As for the mechanics of the actual auction, everything was shown on monitors, and smaller lots were carried out of a nearby building and shown to bidders, but viewing conditions under the big white tent were very difficult. It was almost impossible at times to spot who was bidding on what or see the purchaser. Where we definitely know the buyer, we name that individual. If not, we list winners of lots as in the tent, on the phone, or left and Internet bidders.

The first big-bucks item was a four-finger handled carrier in yellow paint. A floor bidder took it at $63,180 (includes buyer's premium). Another piece in yellow paint, a rare Shaker pine pail with a black painted "J.J.B." on the side and a heavy wire swing handle, sold to collector Drew Epstein for $17,550 (est. $2000/4000).

A large six-fingered oval covered box in chrome yellow finish, an item McCue purchased from pioneer collectors Faith and Edward Deming Andrews, brought $47,970 from someone under the tent.

A yellow-painted pine woodbox with a $15,000/20,000 estimate brought $78,390. The buyer was Arthur author and illustrator Marc Brown. Brown described his purchase: "This box had soul; it's going home with me to New York City." And he offered a comment about the sale in general: "This is just a wonderful auction." Most everyone under the tent had to agree with him.

There were other choice forms in their original paint, such as the salmon red-painted infirmary cupboard with a door-over-door front that New Hampshire dealer Doug Hamel took at $111,150. "If you could only have one Shaker cupboard," Hamel noted after the sale, "this would have to be that one. There are none better."

Dr. McCue kept profuse notes regarding items added to the collection. He kept copies of letters sent to and answers received from the sellers. His notes, loan agreements from museums, auction receipts, and other memorabilia were printed in a lengthy addendum in the Henry catalog. All of those factors contributed toward the success of this sale. There was the McCue provenance, uniform high quality, condition of finish, and rarity. Each and every lot became special.
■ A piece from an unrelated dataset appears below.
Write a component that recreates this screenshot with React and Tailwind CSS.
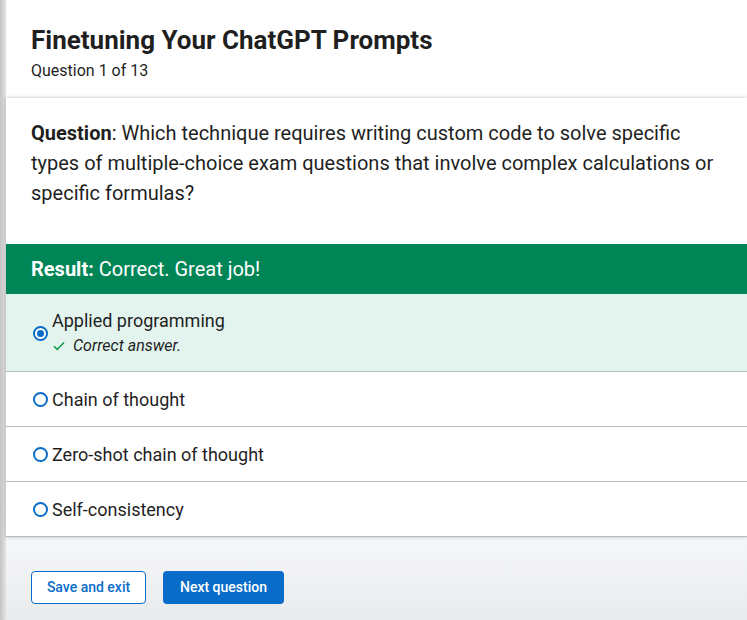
import React from "react";

function Radio({ checked }) {
  return (
    <span className="flex h-[15px] w-[15px] shrink-0 items-center justify-center rounded-full border-2 border-[#0a6cc9] bg-white">
      {checked && <span className="h-[7px] w-[7px] rounded-full bg-[#0a6cc9]" />}
    </span>
  );
}

function Option({ label }) {
  return (
    <div className="flex h-[55px] items-center gap-[4px] border-b border-[#b3bac2] bg-white pl-[27px]">
      <Radio />
      <span className="text-[18px] text-[#1f1f1f]">{label}</span>
    </div>
  );
}

export default function App() {
  return (
    <div
      className="flex h-[620px] w-[747px] overflow-hidden bg-white"
      style={{ fontFamily: "Roboto, 'Liberation Sans', sans-serif" }}
    >
      <div className="w-[6px] shrink-0 bg-gradient-to-r from-[#c4c4c4] to-[#e4e4e4]" />
      <div className="flex min-w-0 flex-1 flex-col">
        <header className="h-[98px] shrink-0 bg-white pl-[25px] pt-[23px]">
          <h1 className="text-[26px] font-bold leading-[34px] text-[#1f1f1f]">
            Finetuning Your ChatGPT Prompts
          </h1>
          <p className="mt-[3px] text-[16px] leading-[22px] text-[#1f1f1f]">Question 1 of 13</p>
        </header>
        <section className="relative z-10 shrink-0 bg-white shadow-[0_0_4px_rgba(0,0,0,0.25)]">
          <div className="pb-[36px] pl-[25px] pr-[20px] pt-[20px] text-[20px] leading-[30px] text-[#1f1f1f]">
            <span className="font-bold">Question</span>: Which technique requires writing custom code to solve specific
            types of multiple-choice exam questions that involve complex calculations or specific formulas?
          </div>
          <div className="flex h-[50px] items-center bg-[#008656] pl-[25px] text-[20px] text-white">
            <span className="font-bold">Result:</span>
            <span className="ml-[5px]">Correct. Great job!</span>
          </div>
          <div className="flex h-[78px] items-center gap-[4px] border-b border-[#b3bac2] bg-[#e3f4ee] pl-[27px] pt-[2px]">
            <Radio checked />
            <div className="flex flex-col">
              <span className="text-[18px] leading-[24px] text-[#1f1f1f]">Applied programming</span>
              <span className="flex items-center gap-[8px] pl-[1px] text-[16px] italic leading-[26px] text-[#1f1f1f]">
                <svg width="12" height="10" viewBox="0 0 12 10" fill="none">
                  <path d="M1 5.2 L4.2 8.4 L11 1.4" stroke="#0f9a4a" strokeWidth="1.5" />
                </svg>
                Correct answer.
              </span>
            </div>
          </div>
          <Option label="Chain of thought" />
          <Option label="Zero-shot chain of thought" />
          <Option label="Self-consistency" />
        </section>
        <footer className="flex flex-1 gap-[17px] bg-gradient-to-b from-[#f6f7f9] to-[#e9eaec] pl-[25px] pt-[34px]">
          <button className="h-[33px] w-[115px] rounded-[4px] border border-[#0a6cc9] bg-white text-[14px] font-medium text-[#0a6cc9]">
            Save and exit
          </button>
          <button className="h-[33px] w-[121px] rounded-[4px] bg-[#0a6cc9] text-[14px] font-medium text-white">
            Next question
          </button>
        </footer>
      </div>
    </div>
  );
}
A retiring room bed (lot 30), for example, carried a $1000/2000 estimate. Beds are not a form universally collected or appreciated. Logic and custom would have it selling for near estimate or perhaps in the low multiples of the estimate, but the McCue bed was indeed outstanding with its original wooden wheels mounted in side-facing metal sockets, original dark green paint ("called Ministry Green," as noted by McCue), and history of having been bought from Edward and Faith Andrews in 1947 for $30. The Andrewses "got it from the attic of the red brick dwelling at Hancock," McCue wrote. "It had not been in use there since such beds had stopped being used by transient hired men." McCue's bed, therefore, was anything but average. It brought $11,700.

A Sister's cupboard-over-drawers, just over five feet tall (61½") and perfectly proportioned, appealed to just about every dealer in the tent and sold to someone in the crowd for $122,850.

The top-priced lot of the sale was positioned at almost the exact halfway point. The cherry and pine trestle table had been bought from collector Edna Greenwood in 1949 for $350. It has been a curators' favorite since that time, appearing in many of the major museum shows about Shaker artistry and cabinetmaking. Dealer Bill Samaha outbid floor and phone bidders to take it home for $198,900.

Sometimes it was a physically small lot that brought out the killer urges of the assembled dealer/collectors. For many, it was a turned cherry spool holder of 4" diameter with a turned central handle and carefully spaced maple pegs centered around that handle. Those pegs held 30 tiny turned spools, on which was wound brightly colored silk thread. The height of the spools ranged from 3/8" to 1". It was estimated at $6000/8000; dealer Doug Hamel picked up the little gem for a customer at $29,250, or roughly seven times the amount a similar spool holder and spools brought at Henry's 1984 sale.

Even the most utilitarian of objects caused bidding wars, such as sock-drying forms that sold for $702, a tin pail and scoop that sold for $1023.75, and a soapstone hand warmer that went at an amazing $3042.

Almost every important dealer in Shaker material attended the auction. Robert Wilkins was probably speaking for all of them when he summarized the sale a week later. "I think the Henrys had a highly successful sale, and they are to be congratulated. It was a shot in the arm for the Shaker market."

For more information, contact Willis Henry at (781) 834-7774 or check the Web site (www.willishenryauctions.com).

Here are two more of the cupboard-over-drawers forms.

The Sister's cupboard with white porcelain pulls is 61½" high and came from the Hancock Trustees office. Made of pine with a light cinnamon red stain and with 12" square panels in the pegged mortise and tenoned joined doors, it sold in the tent for $122,850.

The tall cupboard in pine is 7'4" high and finished in a purplish red paint. It came from the Sisters shop in Hancock and was exhibited at the Smithsonian in 1965. It does have some old lip damage on the bottom two drawers and went to Chatham, New York, dealer Frances Veillette at a reasonable $21,060.

The six-fingered covered oval yellow box is a recognized New Lebanon product and greatly appreciated for its size (14 5/8" long) and color. It was purchased in 1947 for $5. It’s worth $47,970 now.

An Alfred, Maine, form and an unusual one, the worktable has a 37" x 28" one-board top (7/8" thick) with rounded corners, with two pine board braces under the top, held with handmade iron screws to keep the top from warping. It's on turned legs with high tulip feet, all in a deep red-painted finish. McCue bought it at Sabbathday Lake in 1950 for $60, and noted, "This was sold to me out of the dairy house or possibly the laundry house by Sr. Mildred Barker." It brought $21,645 here.